▶ [Instructions to follow]: Go through the listing and copy every line word for word.

***** Source data *****

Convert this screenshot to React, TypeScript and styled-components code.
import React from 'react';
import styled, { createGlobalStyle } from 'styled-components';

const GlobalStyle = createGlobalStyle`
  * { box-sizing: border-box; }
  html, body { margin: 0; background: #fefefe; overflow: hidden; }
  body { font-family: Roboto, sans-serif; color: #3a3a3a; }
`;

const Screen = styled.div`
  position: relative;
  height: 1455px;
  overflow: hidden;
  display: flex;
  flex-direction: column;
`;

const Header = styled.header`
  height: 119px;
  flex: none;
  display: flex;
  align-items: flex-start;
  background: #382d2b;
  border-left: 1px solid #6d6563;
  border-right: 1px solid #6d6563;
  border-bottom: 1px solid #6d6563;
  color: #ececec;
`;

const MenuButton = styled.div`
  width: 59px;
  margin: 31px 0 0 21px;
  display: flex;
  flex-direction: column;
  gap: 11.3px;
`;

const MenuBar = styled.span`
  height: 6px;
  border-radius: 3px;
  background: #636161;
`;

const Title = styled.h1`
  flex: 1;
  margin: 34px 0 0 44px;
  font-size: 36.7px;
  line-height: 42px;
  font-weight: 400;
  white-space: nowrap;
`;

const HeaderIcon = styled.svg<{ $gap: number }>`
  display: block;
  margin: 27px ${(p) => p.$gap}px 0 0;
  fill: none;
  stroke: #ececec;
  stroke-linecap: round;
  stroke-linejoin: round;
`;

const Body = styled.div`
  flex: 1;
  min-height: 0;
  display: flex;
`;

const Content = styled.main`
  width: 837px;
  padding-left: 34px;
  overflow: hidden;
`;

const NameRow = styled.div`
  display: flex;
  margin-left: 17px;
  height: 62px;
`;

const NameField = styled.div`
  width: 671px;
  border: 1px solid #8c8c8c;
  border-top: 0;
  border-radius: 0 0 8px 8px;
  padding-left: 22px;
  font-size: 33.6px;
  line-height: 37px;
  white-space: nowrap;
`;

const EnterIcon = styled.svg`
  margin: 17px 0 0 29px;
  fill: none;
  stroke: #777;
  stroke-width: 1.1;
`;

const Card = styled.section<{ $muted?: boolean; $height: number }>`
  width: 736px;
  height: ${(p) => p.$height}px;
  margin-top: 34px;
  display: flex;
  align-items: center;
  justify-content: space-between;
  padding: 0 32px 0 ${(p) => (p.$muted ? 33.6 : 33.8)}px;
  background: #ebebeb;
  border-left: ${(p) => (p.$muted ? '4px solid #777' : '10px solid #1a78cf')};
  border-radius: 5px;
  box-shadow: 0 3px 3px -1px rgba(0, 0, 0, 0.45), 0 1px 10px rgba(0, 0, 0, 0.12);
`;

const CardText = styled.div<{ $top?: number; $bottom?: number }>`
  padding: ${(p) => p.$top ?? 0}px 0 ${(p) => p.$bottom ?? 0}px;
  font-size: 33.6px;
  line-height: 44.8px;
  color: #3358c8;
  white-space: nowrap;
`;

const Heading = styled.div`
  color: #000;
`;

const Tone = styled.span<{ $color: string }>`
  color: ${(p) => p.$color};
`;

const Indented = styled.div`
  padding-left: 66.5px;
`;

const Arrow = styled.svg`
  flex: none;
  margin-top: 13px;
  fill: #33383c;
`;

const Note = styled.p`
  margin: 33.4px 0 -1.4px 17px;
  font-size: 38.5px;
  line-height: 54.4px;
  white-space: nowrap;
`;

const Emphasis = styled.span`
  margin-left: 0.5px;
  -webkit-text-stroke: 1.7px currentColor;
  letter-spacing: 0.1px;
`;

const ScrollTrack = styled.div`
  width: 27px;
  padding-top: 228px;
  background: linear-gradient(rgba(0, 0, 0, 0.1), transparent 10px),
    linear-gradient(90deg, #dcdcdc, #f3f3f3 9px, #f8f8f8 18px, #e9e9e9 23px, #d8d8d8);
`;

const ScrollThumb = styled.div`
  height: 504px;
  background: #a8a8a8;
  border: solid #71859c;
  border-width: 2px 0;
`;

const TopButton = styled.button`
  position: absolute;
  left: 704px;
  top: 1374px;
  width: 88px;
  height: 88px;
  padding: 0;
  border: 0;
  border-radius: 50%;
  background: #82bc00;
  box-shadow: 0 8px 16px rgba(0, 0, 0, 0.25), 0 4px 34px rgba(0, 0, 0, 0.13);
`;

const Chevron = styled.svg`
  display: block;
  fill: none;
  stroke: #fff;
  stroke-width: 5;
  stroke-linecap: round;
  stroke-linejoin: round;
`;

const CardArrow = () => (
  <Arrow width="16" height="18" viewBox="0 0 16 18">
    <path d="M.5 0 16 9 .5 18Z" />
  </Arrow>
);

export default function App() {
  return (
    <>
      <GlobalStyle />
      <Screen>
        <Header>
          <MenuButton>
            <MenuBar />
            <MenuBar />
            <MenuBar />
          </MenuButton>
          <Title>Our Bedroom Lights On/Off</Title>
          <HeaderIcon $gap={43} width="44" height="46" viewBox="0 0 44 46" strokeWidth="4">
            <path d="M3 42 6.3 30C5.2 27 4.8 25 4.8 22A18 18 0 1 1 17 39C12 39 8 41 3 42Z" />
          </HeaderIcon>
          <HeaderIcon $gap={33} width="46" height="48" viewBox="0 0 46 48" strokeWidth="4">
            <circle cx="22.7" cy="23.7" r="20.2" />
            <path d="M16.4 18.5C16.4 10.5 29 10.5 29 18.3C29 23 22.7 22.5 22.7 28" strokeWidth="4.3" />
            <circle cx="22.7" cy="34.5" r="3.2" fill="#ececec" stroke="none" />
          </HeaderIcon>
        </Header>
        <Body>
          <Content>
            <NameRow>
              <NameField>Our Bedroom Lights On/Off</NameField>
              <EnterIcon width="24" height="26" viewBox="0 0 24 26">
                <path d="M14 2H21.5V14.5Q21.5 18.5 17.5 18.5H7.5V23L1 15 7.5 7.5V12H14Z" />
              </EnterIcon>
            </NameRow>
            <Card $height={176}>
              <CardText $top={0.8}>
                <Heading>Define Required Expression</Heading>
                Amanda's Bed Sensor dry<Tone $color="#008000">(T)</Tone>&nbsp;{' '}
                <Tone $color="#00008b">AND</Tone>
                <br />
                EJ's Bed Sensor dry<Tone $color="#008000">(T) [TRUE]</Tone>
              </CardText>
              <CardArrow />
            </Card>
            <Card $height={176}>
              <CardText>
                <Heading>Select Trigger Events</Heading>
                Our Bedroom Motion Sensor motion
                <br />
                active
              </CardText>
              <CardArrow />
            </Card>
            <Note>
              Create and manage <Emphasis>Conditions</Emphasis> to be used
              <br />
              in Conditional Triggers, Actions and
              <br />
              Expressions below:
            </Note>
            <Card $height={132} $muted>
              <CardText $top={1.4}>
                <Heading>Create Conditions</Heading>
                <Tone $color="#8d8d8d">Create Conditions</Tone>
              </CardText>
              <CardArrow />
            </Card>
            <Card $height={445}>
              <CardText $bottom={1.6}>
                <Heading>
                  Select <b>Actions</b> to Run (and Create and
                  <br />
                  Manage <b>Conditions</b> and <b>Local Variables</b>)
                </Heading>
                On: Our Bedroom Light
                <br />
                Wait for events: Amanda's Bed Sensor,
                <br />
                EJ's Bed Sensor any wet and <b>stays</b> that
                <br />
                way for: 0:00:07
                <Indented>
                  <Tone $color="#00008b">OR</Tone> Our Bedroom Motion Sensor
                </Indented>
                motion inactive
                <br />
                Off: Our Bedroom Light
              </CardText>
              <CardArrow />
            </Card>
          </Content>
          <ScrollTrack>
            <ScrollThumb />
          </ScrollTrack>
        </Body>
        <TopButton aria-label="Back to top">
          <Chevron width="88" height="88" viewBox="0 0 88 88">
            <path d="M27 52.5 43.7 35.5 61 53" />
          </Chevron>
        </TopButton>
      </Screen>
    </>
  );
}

*****

▶ [Answer to this task]:
Convert this screenshot to React, TypeScript and styled-components code.
import React from 'react';
import styled, { createGlobalStyle } from 'styled-components';

const GlobalStyle = createGlobalStyle`
  * { box-sizing: border-box; }
  html, body { margin: 0; background: #fefefe; overflow: hidden; }
  body { font-family: Roboto, sans-serif; color: #3a3a3a; }
`;

const Screen = styled.div`
  position: relative;
  height: 1455px;
  overflow: hidden;
  display: flex;
  flex-direction: column;
`;

const Header = styled.header`
  height: 119px;
  flex: none;
  display: flex;
  align-items: flex-start;
  background: #382d2b;
  border-left: 1px solid #6d6563;
  border-right: 1px solid #6d6563;
  border-bottom: 1px solid #6d6563;
  color: #ececec;
`;

const MenuButton = styled.div`
  width: 59px;
  margin: 31px 0 0 21px;
  display: flex;
  flex-direction: column;
  gap: 11.3px;
`;

const MenuBar = styled.span`
  height: 6px;
  border-radius: 3px;
  background: #636161;
`;

const Title = styled.h1`
  flex: 1;
  margin: 34px 0 0 44px;
  font-size: 36.7px;
  line-height: 42px;
  font-weight: 400;
  white-space: nowrap;
`;

const HeaderIcon = styled.svg<{ $gap: number }>`
  display: block;
  margin: 27px ${(p) => p.$gap}px 0 0;
  fill: none;
  stroke: #ececec;
  stroke-linecap: round;
  stroke-linejoin: round;
`;

const Body = styled.div`
  flex: 1;
  min-height: 0;
  display: flex;
`;

const Content = styled.main`
  width: 837px;
  padding-left: 34px;
  overflow: hidden;
`;

const NameRow = styled.div`
  display: flex;
  margin-left: 17px;
  height: 62px;
`;

const NameField = styled.div`
  width: 671px;
  border: 1px solid #8c8c8c;
  border-top: 0;
  border-radius: 0 0 8px 8px;
  padding-left: 22px;
  font-size: 33.6px;
  line-height: 37px;
  white-space: nowrap;
`;

const EnterIcon = styled.svg`
  margin: 17px 0 0 29px;
  fill: none;
  stroke: #777;
  stroke-width: 1.1;
`;

const Card = styled.section<{ $muted?: boolean; $height: number }>`
  width: 736px;
  height: ${(p) => p.$height}px;
  margin-top: 34px;
  display: flex;
  align-items: center;
  justify-content: space-between;
  padding: 0 32px 0 ${(p) => (p.$muted ? 33.6 : 33.8)}px;
  background: #ebebeb;
  border-left: ${(p) => (p.$muted ? '4px solid #777' : '10px solid #1a78cf')};
  border-radius: 5px;
  box-shadow: 0 3px 3px -1px rgba(0, 0, 0, 0.45), 0 1px 10px rgba(0, 0, 0, 0.12);
`;

const CardText = styled.div<{ $top?: number; $bottom?: number }>`
  padding: ${(p) => p.$top ?? 0}px 0 ${(p) => p.$bottom ?? 0}px;
  font-size: 33.6px;
  line-height: 44.8px;
  color: #3358c8;
  white-space: nowrap;
`;

const Heading = styled.div`
  color: #000;
`;

const Tone = styled.span<{ $color: string }>`
  color: ${(p) => p.$color};
`;

const Indented = styled.div`
  padding-left: 66.5px;
`;

const Arrow = styled.svg`
  flex: none;
  margin-top: 13px;
  fill: #33383c;
`;

const Note = styled.p`
  margin: 33.4px 0 -1.4px 17px;
  font-size: 38.5px;
  line-height: 54.4px;
  white-space: nowrap;
`;

const Emphasis = styled.span`
  margin-left: 0.5px;
  -webkit-text-stroke: 1.7px currentColor;
  letter-spacing: 0.1px;
`;

const ScrollTrack = styled.div`
  width: 27px;
  padding-top: 228px;
  background: linear-gradient(rgba(0, 0, 0, 0.1), transparent 10px),
    linear-gradient(90deg, #dcdcdc, #f3f3f3 9px, #f8f8f8 18px, #e9e9e9 23px, #d8d8d8);
`;

const ScrollThumb = styled.div`
  height: 504px;
  background: #a8a8a8;
  border: solid #71859c;
  border-width: 2px 0;
`;

const TopButton = styled.button`
  position: absolute;
  left: 704px;
  top: 1374px;
  width: 88px;
  height: 88px;
  padding: 0;
  border: 0;
  border-radius: 50%;
  background: #82bc00;
  box-shadow: 0 8px 16px rgba(0, 0, 0, 0.25), 0 4px 34px rgba(0, 0, 0, 0.13);
`;

const Chevron = styled.svg`
  display: block;
  fill: none;
  stroke: #fff;
  stroke-width: 5;
  stroke-linecap: round;
  stroke-linejoin: round;
`;

const CardArrow = () => (
  <Arrow width="16" height="18" viewBox="0 0 16 18">
    <path d="M.5 0 16 9 .5 18Z" />
  </Arrow>
);

export default function App() {
  return (
    <>
      <GlobalStyle />
      <Screen>
        <Header>
          <MenuButton>
            <MenuBar />
            <MenuBar />
            <MenuBar />
          </MenuButton>
          <Title>Our Bedroom Lights On/Off</Title>
          <HeaderIcon $gap={43} width="44" height="46" viewBox="0 0 44 46" strokeWidth="4">
            <path d="M3 42 6.3 30C5.2 27 4.8 25 4.8 22A18 18 0 1 1 17 39C12 39 8 41 3 42Z" />
          </HeaderIcon>
          <HeaderIcon $gap={33} width="46" height="48" viewBox="0 0 46 48" strokeWidth="4">
            <circle cx="22.7" cy="23.7" r="20.2" />
            <path d="M16.4 18.5C16.4 10.5 29 10.5 29 18.3C29 23 22.7 22.5 22.7 28" strokeWidth="4.3" />
            <circle cx="22.7" cy="34.5" r="3.2" fill="#ececec" stroke="none" />
          </HeaderIcon>
        </Header>
        <Body>
          <Content>
            <NameRow>
              <NameField>Our Bedroom Lights On/Off</NameField>
              <EnterIcon width="24" height="26" viewBox="0 0 24 26">
                <path d="M14 2H21.5V14.5Q21.5 18.5 17.5 18.5H7.5V23L1 15 7.5 7.5V12H14Z" />
              </EnterIcon>
            </NameRow>
            <Card $height={176}>
              <CardText $top={0.8}>
                <Heading>Define Required Expression</Heading>
                Amanda's Bed Sensor dry<Tone $color="#008000">(T)</Tone>&nbsp;{' '}
                <Tone $color="#00008b">AND</Tone>
                <br />
                EJ's Bed Sensor dry<Tone $color="#008000">(T) [TRUE]</Tone>
              </CardText>
              <CardArrow />
            </Card>
            <Card $height={176}>
              <CardText>
                <Heading>Select Trigger Events</Heading>
                Our Bedroom Motion Sensor motion
                <br />
                active
              </CardText>
              <CardArrow />
            </Card>
            <Note>
              Create and manage <Emphasis>Conditions</Emphasis> to be used
              <br />
              in Conditional Triggers, Actions and
              <br />
              Expressions below:
            </Note>
            <Card $height={132} $muted>
              <CardText $top={1.4}>
                <Heading>Create Conditions</Heading>
                <Tone $color="#8d8d8d">Create Conditions</Tone>
              </CardText>
              <CardArrow />
            </Card>
            <Card $height={445}>
              <CardText $bottom={1.6}>
                <Heading>
                  Select <b>Actions</b> to Run (and Create and
                  <br />
                  Manage <b>Conditions</b> and <b>Local Variables</b>)
                </Heading>
                On: Our Bedroom Light
                <br />
                Wait for events: Amanda's Bed Sensor,
                <br />
                EJ's Bed Sensor any wet and <b>stays</b> that
                <br />
                way for: 0:00:07
                <Indented>
                  <Tone $color="#00008b">OR</Tone> Our Bedroom Motion Sensor
                </Indented>
                motion inactive
                <br />
                Off: Our Bedroom Light
              </CardText>
              <CardArrow />
            </Card>
          </Content>
          <ScrollTrack>
            <ScrollThumb />
          </ScrollTrack>
        </Body>
        <TopButton aria-label="Back to top">
          <Chevron width="88" height="88" viewBox="0 0 88 88">
            <path d="M27 52.5 43.7 35.5 61 53" />
          </Chevron>
        </TopButton>
      </Screen>
    </>
  );
}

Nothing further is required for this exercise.